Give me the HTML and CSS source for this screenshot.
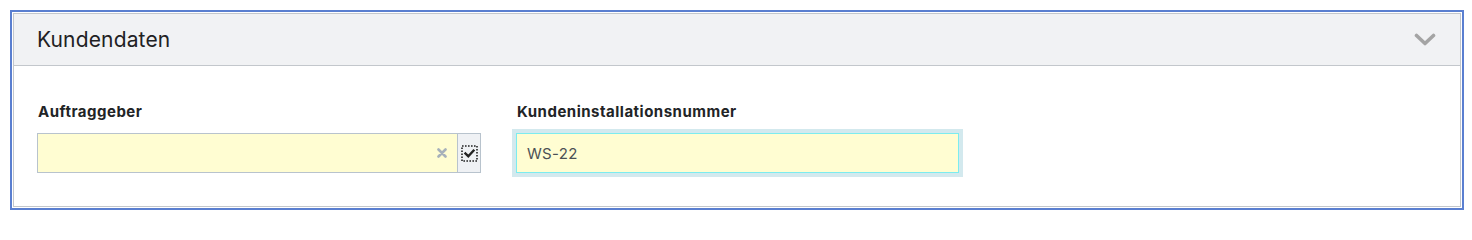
FILE: index.html
```html
<!DOCTYPE html>
<html lang="de">
<head>
<meta charset="utf-8">
<title>Kundendaten</title>
<link rel="stylesheet" href="styles.css">
</head>
<body>
<section class="panel">
  <header class="panel-head">
    <h2 class="panel-title">Kundendaten</h2>
    <svg class="chevron" width="22" height="14" viewBox="0 0 22 14"><path d="M2.5 2.5 L11 10.5 L19.5 2.5" fill="none" stroke="#a4a4a4" stroke-width="3.6" stroke-linecap="round" stroke-linejoin="round"/></svg>
  </header>
  <div class="panel-body">
    <div class="field">
      <label class="field-label">Auftraggeber</label>
      <div class="combo">
        <div class="combo-input">
          <svg class="clear" width="10" height="10" viewBox="0 0 10 10"><path d="M1.5 1.5 L8.5 8.5 M8.5 1.5 L1.5 8.5" stroke="#a7b1ba" stroke-width="2.6" stroke-linecap="round"/></svg>
        </div>
        <div class="combo-btn">
          <svg width="17" height="17" viewBox="0 0 17 17">
            <rect x="1" y="1" width="15" height="15" fill="none" stroke="#222" stroke-width="1.6" stroke-dasharray="1.6 1.4"/>
            <path d="M4.5 8.5 L7.3 11.2 L12.5 5.6" fill="none" stroke="#222" stroke-width="2.4" stroke-linecap="square"/>
          </svg>
        </div>
      </div>
    </div>
    <div class="field">
      <label class="field-label">Kundeninstallationsnummer</label>
      <div class="text-input focused">WS-22</div>
    </div>
  </div>
</section>
</body>
</html>
```
FILE: styles.css
```css
html, body {
  margin: 0;
  padding: 0;
  background: #ffffff;
}
html {
  min-height: 222px;
}
body {
  box-sizing: border-box;
  min-height: 222px;
  padding: 13px 0 15px 13px;
  font-family: Inter, "Noto Sans", "Liberation Sans", sans-serif;
  color: #222426;
}
.panel {
  box-sizing: border-box;
  width: 1448px;
  height: 194px;
  border: 1px solid #c3c7cc;
  outline: 2px solid #5a7fd0;
  outline-offset: 1px;
  background: #fff;
  display: flex;
  flex-direction: column;
}
.panel-head {
  height: 51px;
  background: #f1f2f4;
  border-bottom: 1px solid #c3c7cc;
  display: flex;
  align-items: center;
  justify-content: space-between;
  padding: 0 24px 0 23px;
  flex: none;
}
.panel-title {
  margin: 0;
  font-size: 21px;
  font-weight: 400;
  color: #1f2123;
  letter-spacing: 0.15px;
}
.chevron {
  display: block;
  margin-top: 1px;
}
.panel-body {
  display: flex;
  gap: 35px;
  padding: 36px 0 0 23px;
}
.field {
  width: 444px;
  display: flex;
  flex-direction: column;
}
.field-label {
  font-size: 15px;
  font-weight: 700;
  line-height: 20px;
  margin-bottom: 11px;
  letter-spacing: 0.5px;
  color: #222426;
  padding-left: 1px;
}
.combo {
  display: flex;
  height: 40px;
}
.combo-input {
  box-sizing: border-box;
  flex: 1;
  background: #fffdd2;
  border: 1px solid #b8c3cd;
  border-right: none;
  display: flex;
  align-items: center;
  justify-content: flex-end;
  padding-right: 10px;
}
.clear {
  display: block;
}
.combo-btn {
  box-sizing: border-box;
  width: 24px;
  background: #eff1f4;
  border: 1px solid #b8c3cd;
  display: flex;
  align-items: center;
  justify-content: center;
}
.combo-btn svg {
  display: block;
}
.text-input {
  box-sizing: border-box;
  width: 443px;
  height: 40px;
  background: #fffdd2;
  border: 1px solid #7cecef;
  display: flex;
  align-items: center;
  padding-left: 10px;
  font-size: 15px;
  color: #4b5055;
  letter-spacing: 0.3px;
}
.text-input.focused {
  box-shadow: 0 0 0 4px #d3e9ee;
}
```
+ + + + + + +
Repeat the listing in full and exactly. Do not include any images.

- _Written answer_
Give me the HTML and CSS source for this screenshot.
FILE: index.html
```html
<!DOCTYPE html>
<html lang="de">
<head>
<meta charset="utf-8">
<title>Kundendaten</title>
<link rel="stylesheet" href="styles.css">
</head>
<body>
<section class="panel">
  <header class="panel-head">
    <h2 class="panel-title">Kundendaten</h2>
    <svg class="chevron" width="22" height="14" viewBox="0 0 22 14"><path d="M2.5 2.5 L11 10.5 L19.5 2.5" fill="none" stroke="#a4a4a4" stroke-width="3.6" stroke-linecap="round" stroke-linejoin="round"/></svg>
  </header>
  <div class="panel-body">
    <div class="field">
      <label class="field-label">Auftraggeber</label>
      <div class="combo">
        <div class="combo-input">
          <svg class="clear" width="10" height="10" viewBox="0 0 10 10"><path d="M1.5 1.5 L8.5 8.5 M8.5 1.5 L1.5 8.5" stroke="#a7b1ba" stroke-width="2.6" stroke-linecap="round"/></svg>
        </div>
        <div class="combo-btn">
          <svg width="17" height="17" viewBox="0 0 17 17">
            <rect x="1" y="1" width="15" height="15" fill="none" stroke="#222" stroke-width="1.6" stroke-dasharray="1.6 1.4"/>
            <path d="M4.5 8.5 L7.3 11.2 L12.5 5.6" fill="none" stroke="#222" stroke-width="2.4" stroke-linecap="square"/>
          </svg>
        </div>
      </div>
    </div>
    <div class="field">
      <label class="field-label">Kundeninstallationsnummer</label>
      <div class="text-input focused">WS-22</div>
    </div>
  </div>
</section>
</body>
</html>
```
FILE: styles.css
```css
html, body {
  margin: 0;
  padding: 0;
  background: #ffffff;
}
html {
  min-height: 222px;
}
body {
  box-sizing: border-box;
  min-height: 222px;
  padding: 13px 0 15px 13px;
  font-family: Inter, "Noto Sans", "Liberation Sans", sans-serif;
  color: #222426;
}
.panel {
  box-sizing: border-box;
  width: 1448px;
  height: 194px;
  border: 1px solid #c3c7cc;
  outline: 2px solid #5a7fd0;
  outline-offset: 1px;
  background: #fff;
  display: flex;
  flex-direction: column;
}
.panel-head {
  height: 51px;
  background: #f1f2f4;
  border-bottom: 1px solid #c3c7cc;
  display: flex;
  align-items: center;
  justify-content: space-between;
  padding: 0 24px 0 23px;
  flex: none;
}
.panel-title {
  margin: 0;
  font-size: 21px;
  font-weight: 400;
  color: #1f2123;
  letter-spacing: 0.15px;
}
.chevron {
  display: block;
  margin-top: 1px;
}
.panel-body {
  display: flex;
  gap: 35px;
  padding: 36px 0 0 23px;
}
.field {
  width: 444px;
  display: flex;
  flex-direction: column;
}
.field-label {
  font-size: 15px;
  font-weight: 700;
  line-height: 20px;
  margin-bottom: 11px;
  letter-spacing: 0.5px;
  color: #222426;
  padding-left: 1px;
}
.combo {
  display: flex;
  height: 40px;
}
.combo-input {
  box-sizing: border-box;
  flex: 1;
  background: #fffdd2;
  border: 1px solid #b8c3cd;
  border-right: none;
  display: flex;
  align-items: center;
  justify-content: flex-end;
  padding-right: 10px;
}
.clear {
  display: block;
}
.combo-btn {
  box-sizing: border-box;
  width: 24px;
  background: #eff1f4;
  border: 1px solid #b8c3cd;
  display: flex;
  align-items: center;
  justify-content: center;
}
.combo-btn svg {
  display: block;
}
.text-input {
  box-sizing: border-box;
  width: 443px;
  height: 40px;
  background: #fffdd2;
  border: 1px solid #7cecef;
  display: flex;
  align-items: center;
  padding-left: 10px;
  font-size: 15px;
  color: #4b5055;
  letter-spacing: 0.3px;
}
.text-input.focused {
  box-shadow: 0 0 0 4px #d3e9ee;
}
```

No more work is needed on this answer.